Loss Calculator Using Reynolds Transport Theorem
Estimate net outward transport, accumulation effects, and projected property loss for a control volume using the Reynolds Transport Theorem. This calculator is designed for mass, linear momentum, and energy balances and gives a practical engineering interpretation of transport losses.
Interactive Calculator
Use one inlet and one outlet stream to compute net outward loss. For mass balances, the intensive property factor is fixed at 1. For momentum and energy, enter the relevant specific property value.
Enter your values and click Calculate Loss to see the Reynolds Transport Theorem balance, net transport loss, and projected cumulative change.
Expert Guide to Calculating Loss Using Reynolds Transport Theorem
The Reynolds Transport Theorem, usually abbreviated as RTT, is one of the most useful bridges between system analysis and control volume analysis in fluid mechanics and transport phenomena. Engineers rely on it because real equipment is rarely easiest to analyze as a moving system. Pumps, diffusers, ducts, nozzles, separators, combustors, cooling loops, and open channels are far more naturally treated as control volumes. RTT lets you convert the physics of a system into a statement that can be applied to a fixed or moving region in space. Once you understand that conversion, calculating loss becomes systematic rather than mysterious.

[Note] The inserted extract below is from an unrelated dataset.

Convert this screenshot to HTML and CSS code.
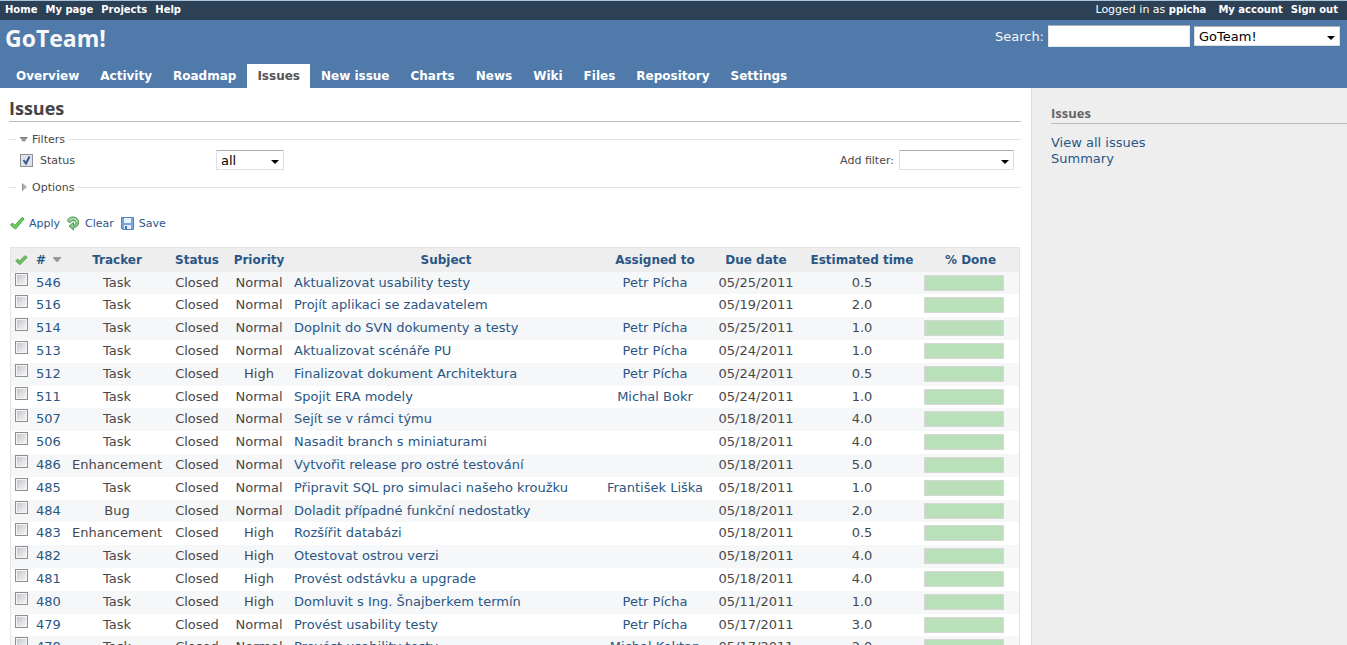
FILE: index.html
```html
<!DOCTYPE html>
<html lang="en">
<head>
<meta charset="utf-8">
<title>Issues - GoTeam!</title>
<link rel="stylesheet" href="styles.css">
</head>
<body>
<nav class="top-menu">
  <div class="top-links"><a href="#">Home</a><a href="#">My page</a><a href="#">Projects</a><a href="#">Help</a></div>
  <div class="top-links account"><span class="logged">Logged in as <a href="#">ppicha</a></span><a href="#">My account</a><a href="#">Sign out</a></div>
</nav>
<header class="header">
  <div class="header-row">
    <h1>GoTeam!</h1>
    <form class="quick-search">
      <label for="q">Search:</label>
      <input id="q" type="text">
      <select class="select project" aria-label="Project"><option>GoTeam!</option></select>
    </form>
  </div>
  <nav class="main-menu">
    <a href="#">Overview</a><a href="#">Activity</a><a href="#">Roadmap</a><a href="#" class="selected">Issues</a><a href="#">New issue</a><a href="#">Charts</a><a href="#">News</a><a href="#">Wiki</a><a href="#">Files</a><a href="#">Repository</a><a href="#">Settings</a>
  </nav>
</header>
<div class="main">
  <main class="content">
    <h2>Issues</h2>
    <form>
      <fieldset class="filters">
        <legend><svg width="12" height="12" viewBox="0 0 12 12"><path d="M2 4.500h7.500L7 8.500H4.500z" fill="#999"/><path d="M2 4.500h7.500" stroke="#777"/></svg>Filters</legend>
        <div class="filter-row">
          <input class="check" type="checkbox" id="status" checked>
          <label for="status" class="status-label">Status</label>
          <select class="select operator" aria-label="Status operator"><option>all</option></select>
          <label for="add" class="add-label">Add filter:</label>
          <select class="select add" id="add"><option></option></select>
        </div>
      </fieldset>
      <fieldset class="options">
        <legend><svg width="12" height="12" viewBox="0 0 12 12"><path d="M4.500 2.500v7L8.500 7V5z" fill="#b5b5b5"/><path d="M4.500 2.500v7" stroke="#888"/></svg>Options</legend>
      </fieldset>
      <div class="buttons">
        <a href="#"><svg width="16" height="16" viewBox="0 0 16 16"><path d="M1.500 10l2-2 2.500 2.500 7-8 2 1.500L6.500 14z" fill="#6fd25c" stroke="#3f9a37"/></svg>Apply</a>
        <a href="#"><svg width="16" height="16" viewBox="0 0 16 16"><path d="M2.500 5.500C4 .5 13.500.5 13.500 7.500c0 3.500-2.500 5-5 5v2.500L4 11l4.500-3.500V10c3.500 0 3-4.500-.500-4.500-2 0-1.500 2-3 2s-2-1-2.500-2z" fill="#8fcb8d" stroke="#4a9350"/><path d="M4.500 5c2-2.500 7-2 7.500 2" fill="none" stroke="#c0e5bd"/></svg>Clear</a>
        <a href="#"><svg width="16" height="16" viewBox="0 0 16 16"><path d="M2.500 2.500h12v12h-11l-1-1z" fill="#77a5dd" stroke="#5584c2"/><path d="M5 3h7v5H5z" fill="#eaf3fc"/><path d="M5 10h7v4H5z" fill="#e3ebf5"/><path d="M6 11h2v3H6z" fill="#3e6ca8"/></svg>Save</a>
      </div>
    </form>
    <table class="issues">
      <colgroup><col class="c-check"><col class="c-id"><col class="c-tracker"><col class="c-status"><col class="c-priority"><col><col class="c-assigned"><col class="c-due"><col class="c-hours"><col class="c-done"></colgroup>
      <thead><tr>
        <th><a href="#" aria-label="Check all"><svg width="14" height="14" viewBox="0 0 16 16"><path d="M2 9l2-2 2.500 2 6-6 2.500 2-8.500 8.500z" fill="#6cc263" stroke="#4a9a45"/></svg></a></th>
        <th class="id"><a href="#">#<svg class="sort" width="10" height="8" viewBox="0 0 10 8"><path d="M1 0h8v1L5.500 5h-1L1 1z" fill="#999"/></svg></a></th>
        <th><a href="#">Tracker</a></th><th><a href="#">Status</a></th><th><a href="#">Priority</a></th><th><a href="#">Subject</a></th><th><a href="#">Assigned to</a></th><th><a href="#">Due date</a></th><th><a href="#">Estimated time</a></th><th><a href="#">% Done</a></th>
      </tr></thead>
      <tbody>
<tr><td><input class="check" type="checkbox" aria-label="546"></td><td class="id"><a href="#">546</a></td><td>Task</td><td>Closed</td><td>Normal</td><td class="subject"><a href="#">Aktualizovat usability testy</a></td><td><a href="#">Petr Pícha</a></td><td>05/25/2011</td><td>0.5</td><td><div class="bar"></div></td></tr>
<tr><td><input class="check" type="checkbox" aria-label="516"></td><td class="id"><a href="#">516</a></td><td>Task</td><td>Closed</td><td>Normal</td><td class="subject"><a href="#">Projít aplikaci se zadavatelem</a></td><td></td><td>05/19/2011</td><td>2.0</td><td><div class="bar"></div></td></tr>
<tr><td><input class="check" type="checkbox" aria-label="514"></td><td class="id"><a href="#">514</a></td><td>Task</td><td>Closed</td><td>Normal</td><td class="subject"><a href="#">Doplnit do SVN dokumenty a testy</a></td><td><a href="#">Petr Pícha</a></td><td>05/25/2011</td><td>1.0</td><td><div class="bar"></div></td></tr>
<tr><td><input class="check" type="checkbox" aria-label="513"></td><td class="id"><a href="#">513</a></td><td>Task</td><td>Closed</td><td>Normal</td><td class="subject"><a href="#">Aktualizovat scénáře PU</a></td><td><a href="#">Petr Pícha</a></td><td>05/24/2011</td><td>1.0</td><td><div class="bar"></div></td></tr>
<tr><td><input class="check" type="checkbox" aria-label="512"></td><td class="id"><a href="#">512</a></td><td>Task</td><td>Closed</td><td>High</td><td class="subject"><a href="#">Finalizovat dokument Architektura</a></td><td><a href="#">Petr Pícha</a></td><td>05/24/2011</td><td>0.5</td><td><div class="bar"></div></td></tr>
<tr><td><input class="check" type="checkbox" aria-label="511"></td><td class="id"><a href="#">511</a></td><td>Task</td><td>Closed</td><td>Normal</td><td class="subject"><a href="#">Spojit ERA modely</a></td><td><a href="#">Michal Bokr</a></td><td>05/24/2011</td><td>1.0</td><td><div class="bar"></div></td></tr>
<tr><td><input class="check" type="checkbox" aria-label="507"></td><td class="id"><a href="#">507</a></td><td>Task</td><td>Closed</td><td>Normal</td><td class="subject"><a href="#">Sejít se v rámci týmu</a></td><td></td><td>05/18/2011</td><td>4.0</td><td><div class="bar"></div></td></tr>
<tr><td><input class="check" type="checkbox" aria-label="506"></td><td class="id"><a href="#">506</a></td><td>Task</td><td>Closed</td><td>Normal</td><td class="subject"><a href="#">Nasadit branch s miniaturami</a></td><td></td><td>05/18/2011</td><td>4.0</td><td><div class="bar"></div></td></tr>
<tr><td><input class="check" type="checkbox" aria-label="486"></td><td class="id"><a href="#">486</a></td><td>Enhancement</td><td>Closed</td><td>Normal</td><td class="subject"><a href="#">Vytvořit release pro ostré testování</a></td><td></td><td>05/18/2011</td><td>5.0</td><td><div class="bar"></div></td></tr>
<tr><td><input class="check" type="checkbox" aria-label="485"></td><td class="id"><a href="#">485</a></td><td>Task</td><td>Closed</td><td>Normal</td><td class="subject"><a href="#">Připravit SQL pro simulaci našeho kroužku</a></td><td><a href="#">František Liška</a></td><td>05/18/2011</td><td>1.0</td><td><div class="bar"></div></td></tr>
<tr><td><input class="check" type="checkbox" aria-label="484"></td><td class="id"><a href="#">484</a></td><td>Bug</td><td>Closed</td><td>Normal</td><td class="subject"><a href="#">Doladit případné funkční nedostatky</a></td><td></td><td>05/18/2011</td><td>2.0</td><td><div class="bar"></div></td></tr>
<tr><td><input class="check" type="checkbox" aria-label="483"></td><td class="id"><a href="#">483</a></td><td>Enhancement</td><td>Closed</td><td>High</td><td class="subject"><a href="#">Rozšířit databázi</a></td><td></td><td>05/18/2011</td><td>0.5</td><td><div class="bar"></div></td></tr>
<tr><td><input class="check" type="checkbox" aria-label="482"></td><td class="id"><a href="#">482</a></td><td>Task</td><td>Closed</td><td>High</td><td class="subject"><a href="#">Otestovat ostrou verzi</a></td><td></td><td>05/18/2011</td><td>4.0</td><td><div class="bar"></div></td></tr>
<tr><td><input class="check" type="checkbox" aria-label="481"></td><td class="id"><a href="#">481</a></td><td>Task</td><td>Closed</td><td>High</td><td class="subject"><a href="#">Provést odstávku a upgrade</a></td><td></td><td>05/18/2011</td><td>4.0</td><td><div class="bar"></div></td></tr>
<tr><td><input class="check" type="checkbox" aria-label="480"></td><td class="id"><a href="#">480</a></td><td>Task</td><td>Closed</td><td>High</td><td class="subject"><a href="#">Domluvit s Ing. Šnajberkem termín</a></td><td><a href="#">Petr Pícha</a></td><td>05/11/2011</td><td>1.0</td><td><div class="bar"></div></td></tr>
<tr><td><input class="check" type="checkbox" aria-label="479"></td><td class="id"><a href="#">479</a></td><td>Task</td><td>Closed</td><td>Normal</td><td class="subject"><a href="#">Provést usability testy</a></td><td><a href="#">Petr Pícha</a></td><td>05/17/2011</td><td>3.0</td><td><div class="bar"></div></td></tr>
<tr><td><input class="check" type="checkbox" aria-label="478"></td><td class="id"><a href="#">478</a></td><td>Task</td><td>Closed</td><td>Normal</td><td class="subject"><a href="#">Provést usability testy</a></td><td><a href="#">Michal Koktan</a></td><td>05/17/2011</td><td>2.0</td><td><div class="bar"></div></td></tr>
      </tbody>
    </table>
  </main>
  <aside class="sidebar">
    <h3>Issues</h3>
    <a href="#">View all issues</a>
    <a href="#">Summary</a>
  </aside>
</div>
</body>
</html>
```
FILE: styles.css
```css
* { box-sizing: border-box; }
body {
  margin: 0;
  height: 100vh;
  overflow: hidden;
  display: flex;
  flex-direction: column;
  font-family: Verdana, "DejaVu Sans", sans-serif;
  font-size: 13px;
  color: #484848;
  background: #fff;
}
a { color: #2a5685; text-decoration: none; }
h1, h2, h3 { margin: 0; font-family: "Trebuchet MS", "Open Sans", sans-serif; }

.top-menu {
  flex: none;
  display: flex;
  justify-content: space-between;
  height: 20px;
  padding: 0 9px 0 5px;
  border-top: 1px solid #a9c3db;
  background: #2c4056;
  color: #fff;
  font-size: 10px;
  line-height: 18px;
}
.top-links { display: flex; gap: 8px; }
.top-links a { color: #fff; font-size: 10px; font-weight: bold; }
.logged { margin-right: 4px; font-size: 11px; }

.header {
  flex: none;
  display: flex;
  flex-direction: column;
  justify-content: space-between;
  height: 68px;
  background: #507aaa;
  color: #f8f8f8;
}
.header-row { display: flex; justify-content: space-between; padding: 4px 7px 0 5px; }
.header h1 { font-size: 23px; line-height: 28px; }
.quick-search { display: flex; align-items: center; gap: 4px; height: 24px; }
.quick-search input {
  width: 142px;
  height: 22px;
  border: 1px solid #e3e9ef;
  border-top-color: #abadb3;
  border-radius: 1px;
  background: #fff;
}
.select {
  appearance: none;
  height: 20px;
  margin: 0;
  padding: 0 4px;
  border: 1px solid #dcdfe6;
  border-top-color: #abadb3;
  border-radius: 1px;
  background: #fff url("data:image/svg+xml,%3Csvg xmlns='http://www.w3.org/2000/svg' width='8' height='4'%3E%3Cpath d='M0 0h8L4 4z'/%3E%3C/svg%3E") no-repeat right 4px top 9px;
  color: #000;
  font-family: inherit;
  font-size: 13px;
}
.project { width: 146px; }

.main-menu { display: flex; gap: 1px; padding-left: 6px; }
.main-menu a {
  padding: 0 10px;
  color: #fff;
  font-size: 12px;
  font-weight: bold;
  line-height: 24px;
}
.main-menu .selected { background: #fff; color: #555; }

.main { flex: 1; min-height: 0; display: flex; }
.content { flex: 1; min-width: 0; padding: 8px 10px 0 9px; }
.content h2 {
  height: 26px;
  border-bottom: 1px solid #bbb;
  color: #444;
  font-size: 18px;
  line-height: 24px;
}

fieldset { margin: 0; padding: 0; border: 0; border-top: 1px solid #e4e4e4; font-size: 11px; }
legend { display: flex; align-items: center; height: 14px; margin-left: 7px; padding: 0 3px 0 2px; }
legend svg { margin-right: 2px; }
.filters { height: 48px; margin-top: 10px; }
.filter-row { display: flex; align-items: center; height: 28px; padding: 0 7px 0 11px; }
.status-label { width: 176px; margin-left: 7px; }
.operator { width: 68px; }
.add-label { margin-left: auto; margin-right: 5px; }
.add { width: 115px; }
.buttons { display: flex; gap: 5px; height: 18px; margin: 20px 0 15px; font-size: 11px; }
.buttons a { display: flex; align-items: center; gap: 4px; }

.check {
  appearance: none;
  flex: none;
  width: 13px;
  height: 13px;
  margin: 0;
  border: 1px solid #8e8f8f;
  background: linear-gradient(135deg, #c3c7ce, #f5f5f5) center / 9px 9px no-repeat #f4f4f4;
}
.check:checked {
  background: url("data:image/svg+xml,%3Csvg xmlns='http://www.w3.org/2000/svg' width='11' height='11'%3E%3Cpath d='M2.500 5l2.500 3.500L8.500 1.500' fill='none' stroke='%233c5793' stroke-width='2'/%3E%3C/svg%3E") center no-repeat #e0e4ea;
}

.issues {
  width: calc(100% - 2px);
  margin-left: 1px;
  table-layout: fixed;
  border: 1px solid #e4e4e4;
  border-collapse: separate;
  border-spacing: 0;
  text-align: center;
}
.c-check { width: 20px; }
.c-id { width: 35px; }
.c-tracker { width: 102px; }
.c-status { width: 58px; }
.c-priority { width: 66px; }
.c-assigned { width: 110px; }
.c-due { width: 92px; }
.c-hours { width: 120px; }
.c-done { width: 97px; }
.issues th, .issues td { padding: 0; white-space: nowrap; }
.issues th { height: 24px; background: #eee; font-size: 12px; }
.issues th svg { vertical-align: middle; }
.issues .sort { margin-left: 6px; }
.issues td { height: 23px; line-height: 22px; vertical-align: top; }
.issues tr:nth-child(5n+1) td { height: 22px; }
.issues tbody tr:nth-child(odd) { background: #f6f7f8; }
.issues .id { padding-left: 5px; text-align: left; }
.issues td.subject { padding-left: 2px; text-align: left; }
.issues .check { display: block; margin: 1px 0 0 4px; }
.bar { width: 80px; height: 16px; margin: 3px 0 0 2px; border: 1px solid #d7d7d7; background: #bae0ba; }

.sidebar {
  width: 316px;
  padding: 16px 0 0 19px;
  border-left: 1px solid #ddd;
  background: #eee;
}
.sidebar h3 {
  height: 20px;
  margin-bottom: 11px;
  border-bottom: 1px solid #bbb;
  color: #666;
  font-size: 13px;
  line-height: 18px;
}
.sidebar a { display: block; line-height: 16px; }
```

When engineers talk about “loss” in the RTT framework, they are usually referring to the net rate at which an extensive property leaves a control volume, or the rate at which the stored property inside the control volume is depleted. The extensive property may be mass, linear momentum, angular momentum, or energy. The theorem itself is general. What changes from problem to problem is the choice of the extensive property B and the corresponding intensive property β = B/m. That is why one compact theorem can support continuity, momentum, and energy balances.
Core Form of the Reynolds Transport Theorem
A common engineering form of the theorem is:
dBsys/dt = d/dt ∫cv ρβ dV + Σ(ṁβ)out – Σ(ṁβ)in
Here, B is the extensive property of interest, β is the property per unit mass, ρ is density, and ṁ is mass flow rate. The first term on the right is accumulation within the control volume. The second and third terms represent transport across the control surface. If you want to quantify loss, the transport piece is often where you start: outflow minus inflow. If outflow exceeds inflow, the control volume is experiencing net outward transport of that property.
Practical interpretation: RTT does not only tell you what leaves. It tells you how what leaves, what enters, and what accumulates are tied together. That is why it is superior to a simple “out minus in” rule when the control volume is filling, draining, accelerating, heating, or emptying.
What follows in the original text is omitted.